◆ Information shown
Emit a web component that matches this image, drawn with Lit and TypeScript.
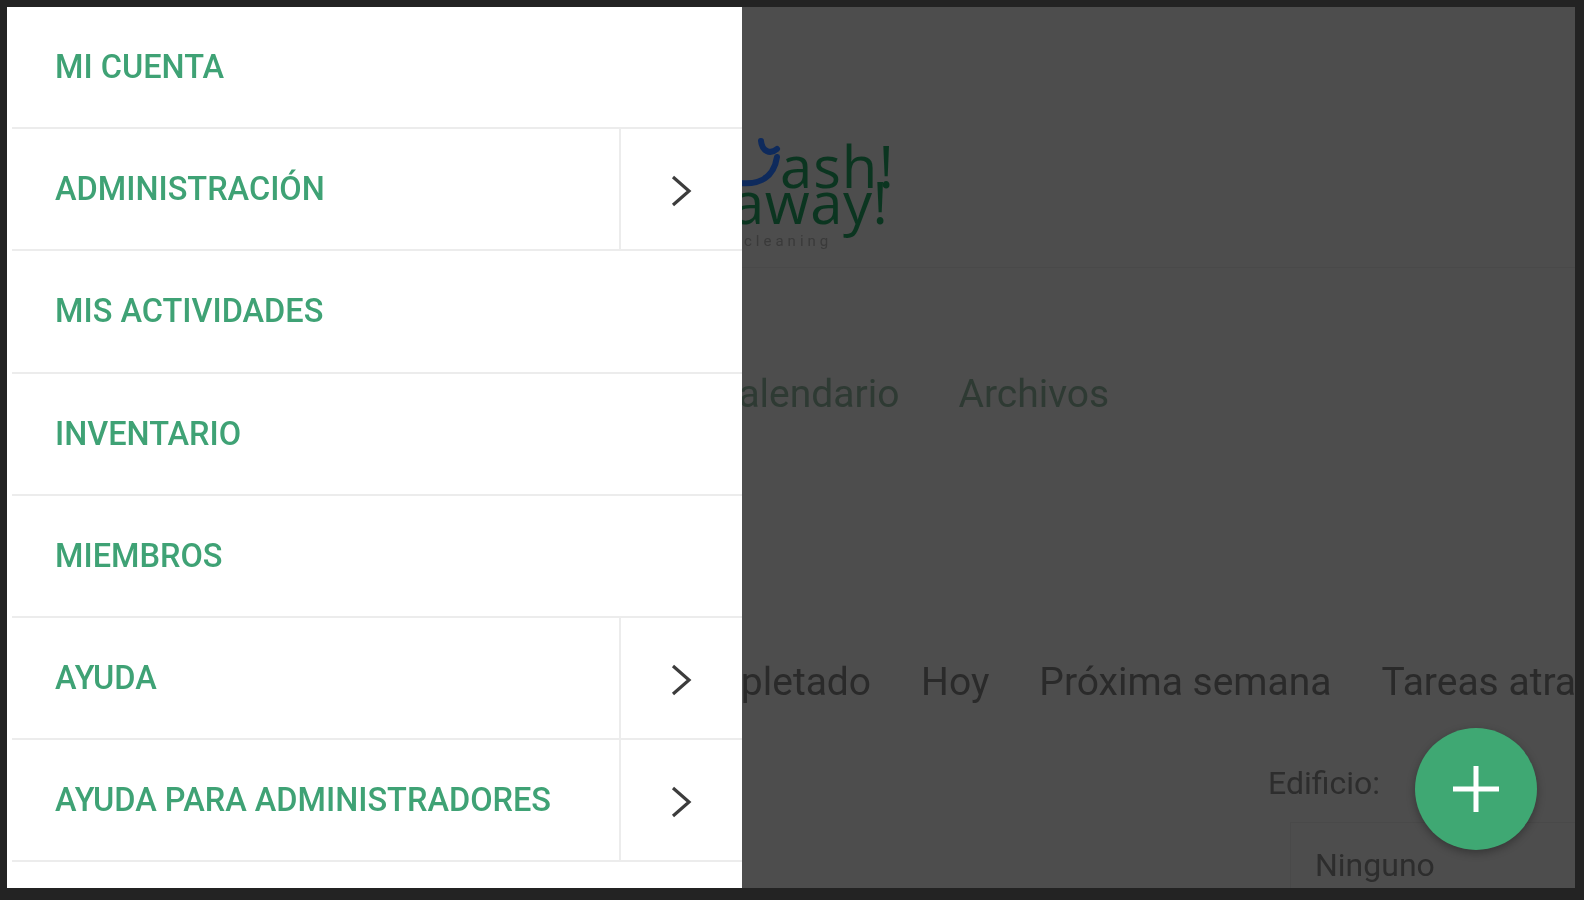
import { LitElement, html, css } from "lit";
import { customElement } from "lit/decorators.js";

const items = [
  { label: "MI CUENTA", more: false },
  { label: "ADMINISTRACIÓN", more: true },
  { label: "MIS ACTIVIDADES", more: false },
  { label: "INVENTARIO", more: false },
  { label: "MIEMBROS", more: false },
  { label: "AYUDA", more: true },
  { label: "AYUDA PARA ADMINISTRADORES", more: true },
];

@customElement("app-root")
export class AppRoot extends LitElement {
  static styles = css`
    :host { display: block; }
    * { box-sizing: border-box; }
    .frame {
      height: 900px;
      padding: 7px 9px 12px 7px;
      background: #232323;
      font-family: Roboto, "Liberation Sans", sans-serif;
      filter: blur(0.6px);
      overflow: hidden;
    }
    .screen {
      position: relative;
      height: 100%;
      overflow: hidden;
      background: #4d4d4d;
      color: #2b2b2b;
      white-space: nowrap;
    }
    .page { display: flex; flex-direction: column; height: 100%; }
    .brand {
      height: 261px;
      flex: none;
      padding: 122px 0 0 729px;
      border-bottom: 1px solid #494949;
      display: flex;
    }
    .logo { position: relative; width: 170px; height: 120px; }
    .logo svg { position: absolute; left: 0; top: 4px; }
    .logo-a, .logo-b {
      position: absolute;
      font-family: "Open Sans", sans-serif;
      font-size: 58px;
      line-height: 36px;
      color: #0b3520;
    }
    .logo-a { left: 44px; top: 19px; letter-spacing: 1px; }
    .logo-b { left: -4px; top: 55px; letter-spacing: 0.5px; }
    .logo-c {
      position: absolute;
      left: 8px;
      top: 104px;
      font-size: 15px;
      line-height: 16px;
      color: #3a3a3a;
      letter-spacing: 4px;
    }
    .nav {
      display: flex;
      gap: 59px;
      padding: 0 0 0 706px;
      margin-top: 105px;
      font-size: 39px;
      line-height: 42px;
      color: #2e3a33;
    }
    .filters {
      display: flex;
      gap: 50px;
      padding: 0 0 0 652px;
      margin-top: 246px;
      font-size: 39px;
      line-height: 42px;
      color: #2a2a2a;
    }
    .building {
      display: flex;
      flex-direction: column;
      align-items: flex-start;
      padding-left: 1261px;
      margin-top: 61px;
      font-size: 32px;
      line-height: 38px;
      color: #2d2d2d;
    }
    .select {
      margin: 20px 0 0 22px;
      padding: 23px 24px 0;
      height: 70px;
      width: 320px;
      border-left: 1px solid #494949;
      border-top: 1px solid #494949;
    }
    .drawer {
      position: absolute;
      left: 0;
      top: 0;
      bottom: 0;
      width: 735px;
      background: #fff;
    }
    .row {
      display: flex;
      height: 122.2px;
      margin-left: 5px;
      border-bottom: 2px solid #ececec;
    }
    .label {
      flex: 1;
      display: flex;
      align-items: center;
      padding-left: 43px;
      font-size: 32.5px;
      font-weight: 500;
      color: #3fa275;
    }
    .more {
      width: 123px;
      flex: none;
      display: flex;
      align-items: center;
      justify-content: center;
      padding: 4px 2px 0 0;
      border-left: 2px solid #ececec;
    }
    .fab {
      position: absolute;
      left: 1408px;
      top: 721px;
      width: 122px;
      height: 122px;
      border-radius: 50%;
      background: #3fa873;
      display: flex;
      align-items: center;
      justify-content: center;
      box-shadow: 0 3px 8px rgba(0, 0, 0, 0.3);
    }
  `;

  render() {
    return html`
      <div class="frame">
        <div class="screen">
          <div class="page">
            <div class="brand">
              <div class="logo">
                <svg width="50" height="70" viewBox="0 0 50 70" fill="none">
                  <path d="M25 8 C26 18 34 22 41 16 M41 24 C38 44 24 52 4 50" stroke="#0e2a5c" stroke-width="6" stroke-linecap="round"/>
                </svg>
                <div class="logo-a">ash!</div>
                <div class="logo-b">away!</div>
                <div class="logo-c">cleaning</div>
              </div>
            </div>
            <div class="nav"><span>Calendario</span><span>Archivos</span></div>
            <div class="filters">
              <span>Completado</span><span>Hoy</span><span>Próxima semana</span><span>Tareas atrasadas</span>
            </div>
            <div class="building">
              <span>Edificio:</span>
              <div class="select">Ninguno</div>
            </div>
          </div>
          <nav class="drawer">
            ${items.map(
              (i) => html`
                <div class="row">
                  <div class="label">${i.label}</div>
                  ${i.more
                    ? html`<div class="more">
                        <svg width="24" height="36" viewBox="0 0 24 36" fill="none">
                          <path d="M4 4 L20 18 L4 32" stroke="#3c3c3c" stroke-width="3.2"/>
                        </svg>
                      </div>`
                    : ""}
                </div>
              `
            )}
          </nav>
          <div class="fab">
            <svg width="46" height="46" viewBox="0 0 46 46">
              <path d="M23 0 V46 M0 23 H46" stroke="#fff" stroke-width="5"/>
            </svg>
          </div>
        </div>
      </div>
    `;
  }
}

◆ What is required
Take the data above and repeat it exactly, leaving each picture out.

◆ Finished task
Emit a web component that matches this image, drawn with Lit and TypeScript.
import { LitElement, html, css } from "lit";
import { customElement } from "lit/decorators.js";

const items = [
  { label: "MI CUENTA", more: false },
  { label: "ADMINISTRACIÓN", more: true },
  { label: "MIS ACTIVIDADES", more: false },
  { label: "INVENTARIO", more: false },
  { label: "MIEMBROS", more: false },
  { label: "AYUDA", more: true },
  { label: "AYUDA PARA ADMINISTRADORES", more: true },
];

@customElement("app-root")
export class AppRoot extends LitElement {
  static styles = css`
    :host { display: block; }
    * { box-sizing: border-box; }
    .frame {
      height: 900px;
      padding: 7px 9px 12px 7px;
      background: #232323;
      font-family: Roboto, "Liberation Sans", sans-serif;
      filter: blur(0.6px);
      overflow: hidden;
    }
    .screen {
      position: relative;
      height: 100%;
      overflow: hidden;
      background: #4d4d4d;
      color: #2b2b2b;
      white-space: nowrap;
    }
    .page { display: flex; flex-direction: column; height: 100%; }
    .brand {
      height: 261px;
      flex: none;
      padding: 122px 0 0 729px;
      border-bottom: 1px solid #494949;
      display: flex;
    }
    .logo { position: relative; width: 170px; height: 120px; }
    .logo svg { position: absolute; left: 0; top: 4px; }
    .logo-a, .logo-b {
      position: absolute;
      font-family: "Open Sans", sans-serif;
      font-size: 58px;
      line-height: 36px;
      color: #0b3520;
    }
    .logo-a { left: 44px; top: 19px; letter-spacing: 1px; }
    .logo-b { left: -4px; top: 55px; letter-spacing: 0.5px; }
    .logo-c {
      position: absolute;
      left: 8px;
      top: 104px;
      font-size: 15px;
      line-height: 16px;
      color: #3a3a3a;
      letter-spacing: 4px;
    }
    .nav {
      display: flex;
      gap: 59px;
      padding: 0 0 0 706px;
      margin-top: 105px;
      font-size: 39px;
      line-height: 42px;
      color: #2e3a33;
    }
    .filters {
      display: flex;
      gap: 50px;
      padding: 0 0 0 652px;
      margin-top: 246px;
      font-size: 39px;
      line-height: 42px;
      color: #2a2a2a;
    }
    .building {
      display: flex;
      flex-direction: column;
      align-items: flex-start;
      padding-left: 1261px;
      margin-top: 61px;
      font-size: 32px;
      line-height: 38px;
      color: #2d2d2d;
    }
    .select {
      margin: 20px 0 0 22px;
      padding: 23px 24px 0;
      height: 70px;
      width: 320px;
      border-left: 1px solid #494949;
      border-top: 1px solid #494949;
    }
    .drawer {
      position: absolute;
      left: 0;
      top: 0;
      bottom: 0;
      width: 735px;
      background: #fff;
    }
    .row {
      display: flex;
      height: 122.2px;
      margin-left: 5px;
      border-bottom: 2px solid #ececec;
    }
    .label {
      flex: 1;
      display: flex;
      align-items: center;
      padding-left: 43px;
      font-size: 32.5px;
      font-weight: 500;
      color: #3fa275;
    }
    .more {
      width: 123px;
      flex: none;
      display: flex;
      align-items: center;
      justify-content: center;
      padding: 4px 2px 0 0;
      border-left: 2px solid #ececec;
    }
    .fab {
      position: absolute;
      left: 1408px;
      top: 721px;
      width: 122px;
      height: 122px;
      border-radius: 50%;
      background: #3fa873;
      display: flex;
      align-items: center;
      justify-content: center;
      box-shadow: 0 3px 8px rgba(0, 0, 0, 0.3);
    }
  `;

  render() {
    return html`
      <div class="frame">
        <div class="screen">
          <div class="page">
            <div class="brand">
              <div class="logo">
                <svg width="50" height="70" viewBox="0 0 50 70" fill="none">
                  <path d="M25 8 C26 18 34 22 41 16 M41 24 C38 44 24 52 4 50" stroke="#0e2a5c" stroke-width="6" stroke-linecap="round"/>
                </svg>
                <div class="logo-a">ash!</div>
                <div class="logo-b">away!</div>
                <div class="logo-c">cleaning</div>
              </div>
            </div>
            <div class="nav"><span>Calendario</span><span>Archivos</span></div>
            <div class="filters">
              <span>Completado</span><span>Hoy</span><span>Próxima semana</span><span>Tareas atrasadas</span>
            </div>
            <div class="building">
              <span>Edificio:</span>
              <div class="select">Ninguno</div>
            </div>
          </div>
          <nav class="drawer">
            ${items.map(
              (i) => html`
                <div class="row">
                  <div class="label">${i.label}</div>
                  ${i.more
                    ? html`<div class="more">
                        <svg width="24" height="36" viewBox="0 0 24 36" fill="none">
                          <path d="M4 4 L20 18 L4 32" stroke="#3c3c3c" stroke-width="3.2"/>
                        </svg>
                      </div>`
                    : ""}
                </div>
              `
            )}
          </nav>
          <div class="fab">
            <svg width="46" height="46" viewBox="0 0 46 46">
              <path d="M23 0 V46 M0 23 H46" stroke="#fff" stroke-width="5"/>
            </svg>
          </div>
        </div>
      </div>
    `;
  }
}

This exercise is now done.